Os resultados, mais uma vez, são magníficos. Aos 71 anos de idade, Boz continua cantando absurdamente bem, levando a musicalidade de "A Fool To Care" muito além do soul pedestre de Memphis -- "Full Of Soul", clássico de Al Green, e "Rich Woman", de Lil' Millet & His Creoles --, enveredando pelo caldeirão musical de New Orleans -- "A Fool To Care", "Small Town Talk" --, pelo soul de Chicago -- "I'm So Proud", de Curtis Mayfield, numa versão espetacular --, pelo soul da Philadelphia -- "Love Don't Love Nobody", dos Spinners --, e ainda pelas sonoridades country de Nashville -- "There's A Storm A Coming" --, culminando num número inclassificável chamado "Last Tango On 16th Street", que mescla tango e salsa de uma maneira tão inusitada que só ouvindo mesmo para acreditar.
Para completar, "A Fool To Care" traz ainda um dueto sensacional com Bonnie Raitt num bluesaço chamado "Hell To Pay" e "Whispering Pines", uma balada lindíssima cantada por ele e Lucianda Williams. Haja coração!
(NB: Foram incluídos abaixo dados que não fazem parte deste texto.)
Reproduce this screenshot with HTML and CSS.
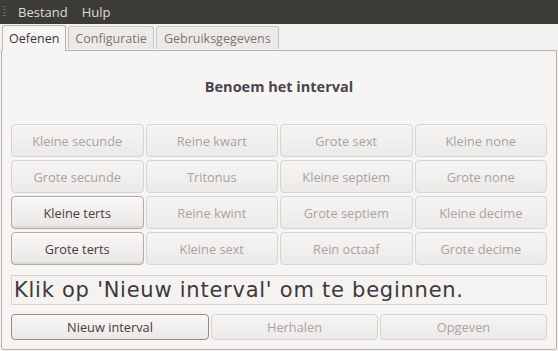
FILE: index.html
```html
<!DOCTYPE html>
<html>
<head>
<meta charset="utf-8">
<link rel="stylesheet" href="styles.css">
</head>
<body>
<div class="menubar">
  <span class="grip"></span>
  <span class="menu-item">Bestand</span>
  <span class="menu-item">Hulp</span>
</div>
<div class="tabs">
  <div class="tab active">Oefenen</div>
  <div class="tab">Configuratie</div>
  <div class="tab">Gebruiksgegevens</div>
</div>
<div class="frame">
  <div class="title">Benoem het interval</div>
  <div class="grid">
    <div class="btn dis">Kleine secunde</div>
    <div class="btn dis">Reine kwart</div>
    <div class="btn dis">Grote sext</div>
    <div class="btn dis">Kleine none</div>
    <div class="btn dis">Grote secunde</div>
    <div class="btn dis">Tritonus</div>
    <div class="btn dis">Kleine septiem</div>
    <div class="btn dis">Grote none</div>
    <div class="btn en">Kleine terts</div>
    <div class="btn dis">Reine kwint</div>
    <div class="btn dis">Grote septiem</div>
    <div class="btn dis">Kleine decime</div>
    <div class="btn en">Grote terts</div>
    <div class="btn dis">Kleine sext</div>
    <div class="btn dis">Rein octaaf</div>
    <div class="btn dis">Grote decime</div>
  </div>
  <div class="message">Klik op 'Nieuw interval' om te beginnen.</div>
  <div class="actions">
    <div class="btn en focus">Nieuw interval</div>
    <div class="btn dis">Herhalen</div>
    <div class="btn dis">Opgeven</div>
  </div>
</div>
</body>
</html>
```

FILE: styles.css
```css
html, body {
  margin: 0;
  padding: 0;
}
body {
  width: 558px;
  height: 351px;
  background: #f2f1f0;
  font-family: "Open Sans", "DejaVu Sans", sans-serif;
  font-size: 12px;
  overflow: hidden;
}
.menubar {
  height: 24px;
  background: #3c3b37;
  display: flex;
  align-items: center;
  color: #dfdbd2;
  font-size: 13px;
}
.grip {
  width: 3px;
  height: 12px;
  margin: 0 12px 0 3px;
  background: repeating-linear-gradient(to bottom, #6a6862 0 1px, transparent 1px 3px);
}
.menu-item {
  margin-right: 14px;
}
.tabs {
  height: 26px;
  display: flex;
  align-items: flex-end;
  padding-left: 2px;
  gap: 2px;
  position: relative;
  z-index: 1;
}
.tab {
  height: 22px;
  padding: 0 6px;
  display: flex;
  align-items: center;
  border: 1px solid #c9c4c0;
  border-bottom: none;
  border-radius: 3px 3px 0 0;
  background: #eceae8;
  color: #7d7470;
  font-size: 12.5px;
  margin-bottom: 1px;
}
.tab:last-child {
  padding: 0 7px;
}
.tab.active {
  height: 25px;
  margin-bottom: -1px;
  background: #f6f5f4;
  color: #3c3434;
  border-color: #bdb7b3;
}
.frame {
  margin: 0 1px;
  height: 298px;
  border: 1px solid #b8b1ad;
  border-radius: 0 0 3px 3px;
  background: #f6f5f4;
  padding: 0 9px;
}
.title {
  padding-top: 27px;
  height: 18px;
  line-height: 18px;
  margin-bottom: 28px;
  text-align: center;
  font-weight: bold;
  font-size: 14.5px;
  color: #4a4450;
}
.grid {
  display: grid;
  grid-template-columns: repeat(4, 1fr);
  grid-auto-rows: 33px;
  column-gap: 2px;
  row-gap: 3px;
}
.btn {
  display: flex;
  align-items: center;
  justify-content: center;
  border-radius: 4px;
  box-sizing: border-box;
  font-size: 12.8px;
}
.btn.dis {
  border: 1px solid #d8d4d1;
  background: linear-gradient(to bottom, #f6f5f4, #eceae8);
  color: #aaa29e;
}
.btn.en {
  border: 1px solid #b2aaa6;
  background: linear-gradient(to bottom, #f8f7f6, #eae8e5);
  color: #4c3a3a;
  box-shadow: inset 0 -3px 0 -1px #dcdad6, inset 0 1px 0 #ffffff;
}
.btn.focus {
  border-color: #968a86;
  box-shadow: inset 0 1px 0 #ffffff;
}
.message {
  margin-top: 10px;
  height: 30px;
  box-sizing: border-box;
  border: 1px solid #d6d2ce;
  background: #f4f3f1;
  display: flex;
  align-items: center;
  padding-left: 2px;
  font-family: "DejaVu Sans", sans-serif;
  font-size: 21px;
  letter-spacing: 0.75px;
  color: #40383a;
}
.actions {
  margin-top: 9px;
  display: grid;
  grid-template-columns: 198px 1fr 1fr;
  column-gap: 2px;
  height: 26px;
}
```
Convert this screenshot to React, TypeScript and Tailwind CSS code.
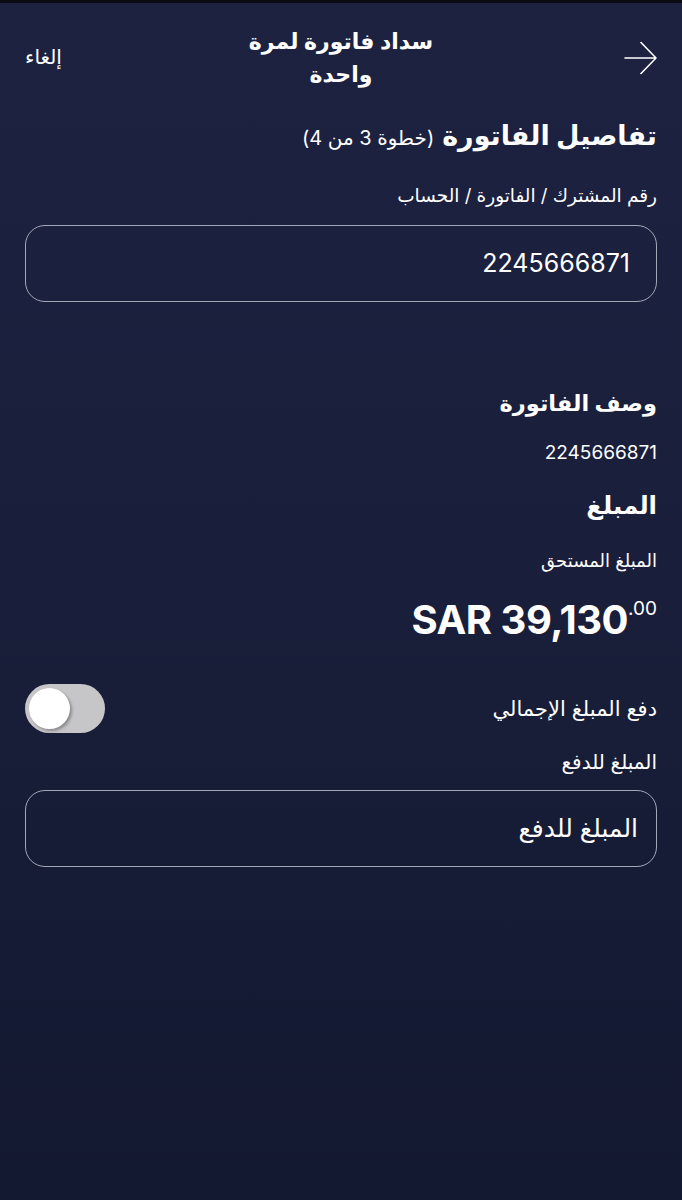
import { useState } from 'react';

function Field({ value, placeholder }: { value?: string; placeholder?: string }) {
  return (
    <div className="h-[77px] rounded-[20px] border-[1.5px] border-[#a3a8b8] flex items-center pl-4">
      {value ? (
        <span className="pr-[26px] text-[25px] text-white">{value}</span>
      ) : (
        <span className="pr-[18px] text-[25px] text-white">{placeholder}</span>
      )}
    </div>
  );
}

export default function App() {
  const [payAll, setPayAll] = useState(false);

  return (
    <div
      dir="rtl"
      className="min-h-[1200px] w-full text-white bg-gradient-to-b from-[#1d2241] via-[#191e3a] to-[#131930] border-t-[3px] border-[#0a0c14]"
      style={{ fontFamily: 'Inter, "DejaVu Sans", sans-serif' }}
    >
      <div className="px-[25px]">
        {/* header */}
        <div className="relative h-[103px] flex items-start justify-between">
          <button className="mt-[38px]">
            <svg width="33" height="34" viewBox="0 0 33 34" fill="none" stroke="white" strokeWidth="1.6" strokeLinecap="round" strokeLinejoin="round" className="rotate-180">
              <path d="M32 17H1M16 1.5L1 17L16 32.5" />
            </svg>
          </button>
          <h1 className="absolute left-1/2 -translate-x-1/2 top-[22px] w-[220px] text-center text-[22px] font-semibold leading-[33px]">
            سداد فاتورة لمرة واحدة
          </h1>
          <button className="mt-[40px] text-[20px] leading-[28px]">إلغاء</button>
        </div>

        {/* step title */}
        <div className="mt-[10px] flex items-baseline gap-2 leading-[40px]">
          <h2 className="text-[27px] font-bold">تفاصيل الفاتورة</h2>
          <span className="text-[20px]">(خطوة 3 من 4)</span>
        </div>

        <p className="mt-[25px] text-[18.5px] leading-[24px]">رقم المشترك / الفاتورة / الحساب</p>

        <div className="mt-[18px]">
          <Field value="2245666871" />
        </div>

        <h3 className="mt-[85px] text-[22.5px] font-bold leading-[32px]">وصف الفاتورة</h3>
        <p className="mt-[22px] text-[19px] leading-[24px]">2245666871</p>

        <h3 className="mt-[23px] text-[24.5px] font-bold leading-[34px]">المبلغ</h3>
        <p className="mt-[27px] text-[18px] leading-[24px]">المبلغ المستحق</p>

        <div className="mt-[23px] flex" dir="ltr">
          <div className="ml-auto flex items-start font-bold">
            <span className="text-[40px] leading-[48px] tracking-[-0.5px]">SAR 39,130</span>
            <span className="text-[19px] font-normal leading-[20px] mt-[3px]">.00</span>
          </div>
        </div>

        <div className="mt-[40px] flex items-center justify-between">
          <span className="text-[21px] leading-[28px]">دفع المبلغ الإجمالي</span>
          <button
            onClick={() => setPayAll(!payAll)}
            className={`relative w-[80px] h-[49px] rounded-full ${payAll ? 'bg-[#34c759]' : 'bg-[#c6c6c8]'}`}
          >
            <span
              className={`absolute top-[4px] w-[41px] h-[41px] rounded-full bg-white shadow-[2px_2px_3px_rgba(0,0,0,0.3)] ${payAll ? 'right-[4px]' : 'right-[35px]'}`}
            />
          </button>
        </div>

        <p className="mt-[16px] text-[20px] leading-[26px]">المبلغ للدفع</p>

        <div className="mt-[15px]">
          <Field placeholder="المبلغ للدفع" />
        </div>
      </div>
    </div>
  );
}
Boz Scaggs e Steve Jordan podiam perfeitamente ter optado por não correr riscos e simplesmente repetido a receita de sucesso de "Memphis".
Mas não fizeram isso: preferiram ousar e, ao invés de abraçar a musicalidade de apenas uma cidade, abraçar a soul music do país inteiro nesse novo álbum.
De certa forma, "A Fool To Care" lembra um pouco "Come On Home", o excelente disco que Boz gravou para a Virgin Records em 1997.
Lembra também "My Time", sua pequena obra prima de 1972.
É um daqueles trabalhos que já nascem devidamente instalados no coração da gente, como se estivessem por lá desde sempre.
Quem não ouviu ainda "A Fool To Care", não sabe o que está perdendo.